Time lapse: stunning Australian skies over a pathfinding array

By Phil Plait
BadAstronomyHero

In the Australian Outback, hundreds of kilometers from the noise and lights of any city, stand three dozen radio telescopes, each a dozen meters across. Working as a single unit, they patrol the skies looking at cosmic objects emitting low-energy light.

Photographer Alex Cherney visited this remote observatory and created a really lovely time lapse video of the telescopes at work:


[The video is also available on YouTube.]

The telescopes taken together are called the Australian Square Kilometre Array Pathfinder, or ASKAP. The Square Kilometer Array is a project currently underway in Australia and South Africa to create the largest radio telescope in the world. ASKAP is a testbed for SKA, used to check out various technology and techniques that SKA will employ. But ASKAP is a full-fledged observatory in its own right, and will add to our arsenal of instruments peering into deep space.

The video is beautiful, and as always when I watch these from Australia, I'm overwhelmed by the southern skies. The stars are different than the ones we see up here, but it's not just that. What always gets me is how, from my own experience, the motion is backwards! When I want to see Orion from my home I face south; it rises on my left, moving to the upper right. But in Oz, it rises on the right and moves to the left! Things are flipped when you're upside-down relative to what you're used to... and that's driven home by seeing Orion standing on his head!

And the Milky Way. Wow. The center of our spiral galaxy never gets very high from Boulder, but in Australia it passes well overhead, freed from the haze and murk of the horizon. Blazing gloriously, in it you can pick out nebulae, dust clouds, and more as you gaze over tens of thousands of light years of interstellar space. Alpha and Beta Centauri, the Coal Sack, the Large Magellanic Cloud... all of these are easy to spot to the trained eye.

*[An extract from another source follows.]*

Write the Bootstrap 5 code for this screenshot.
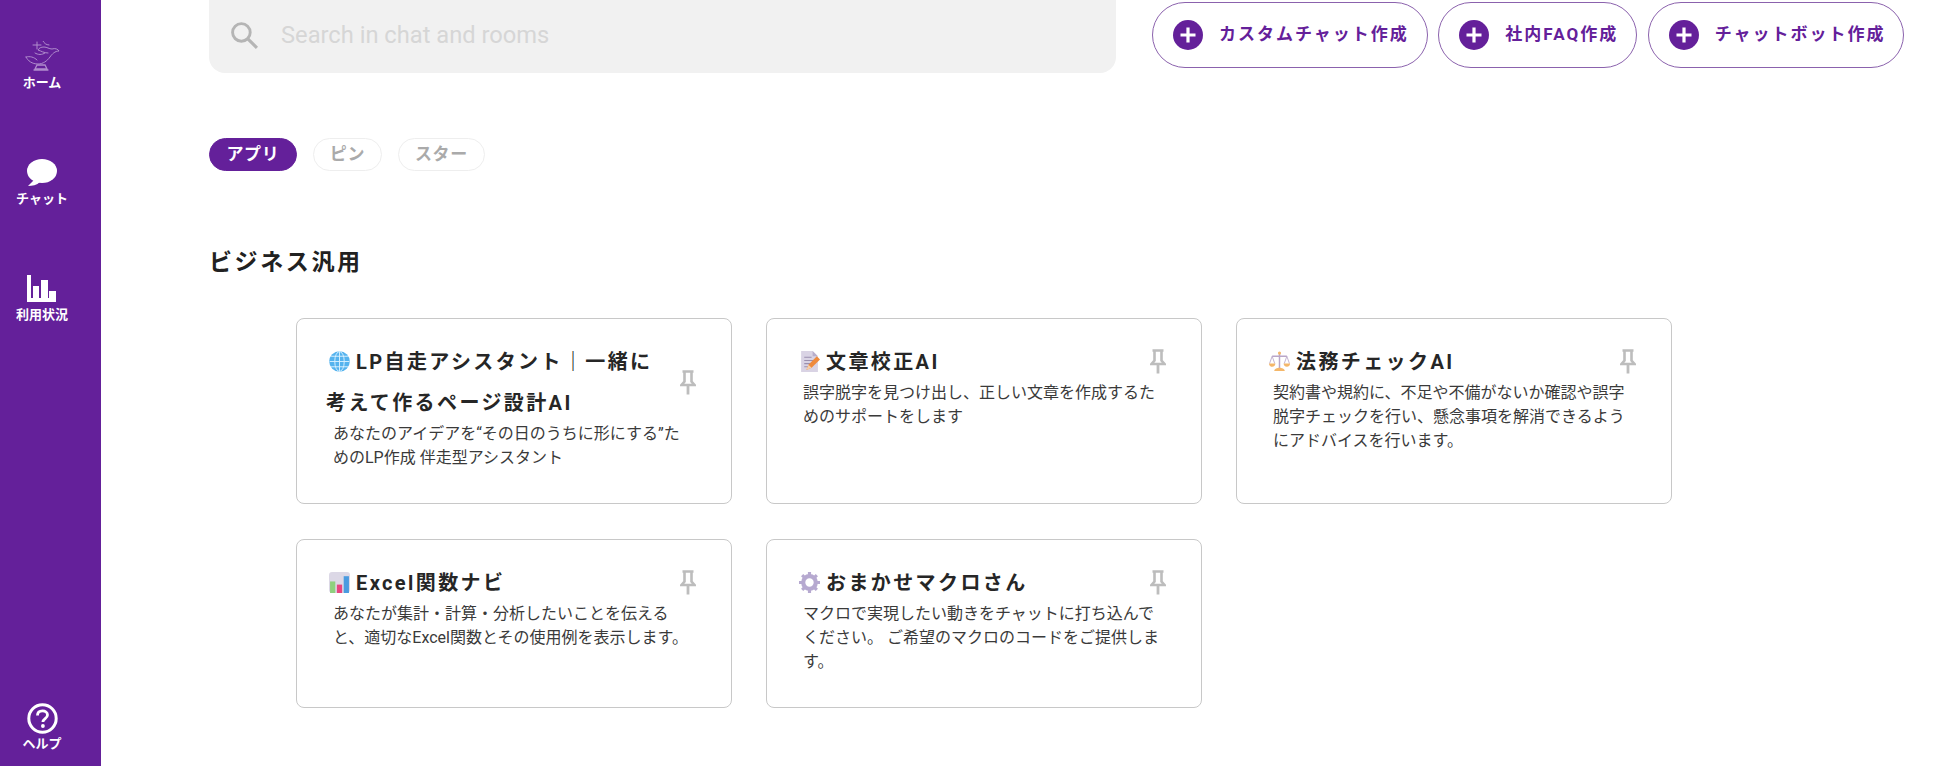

Every time I'm at a dark site and I look out into the sky, I soak up its beauty and am awed by it. But more than that, I know what I'm looking at. Knowledge adds another dimension to what you see, a profound sense of connection and understanding that warms the brain and the heart.

Learn everything you can. Not just about astronomy, but everything. Don't be afraid of knowledge; revel in it. Far from taking away any beauty or art from the world, it makes life richer, and far, far more wonderful.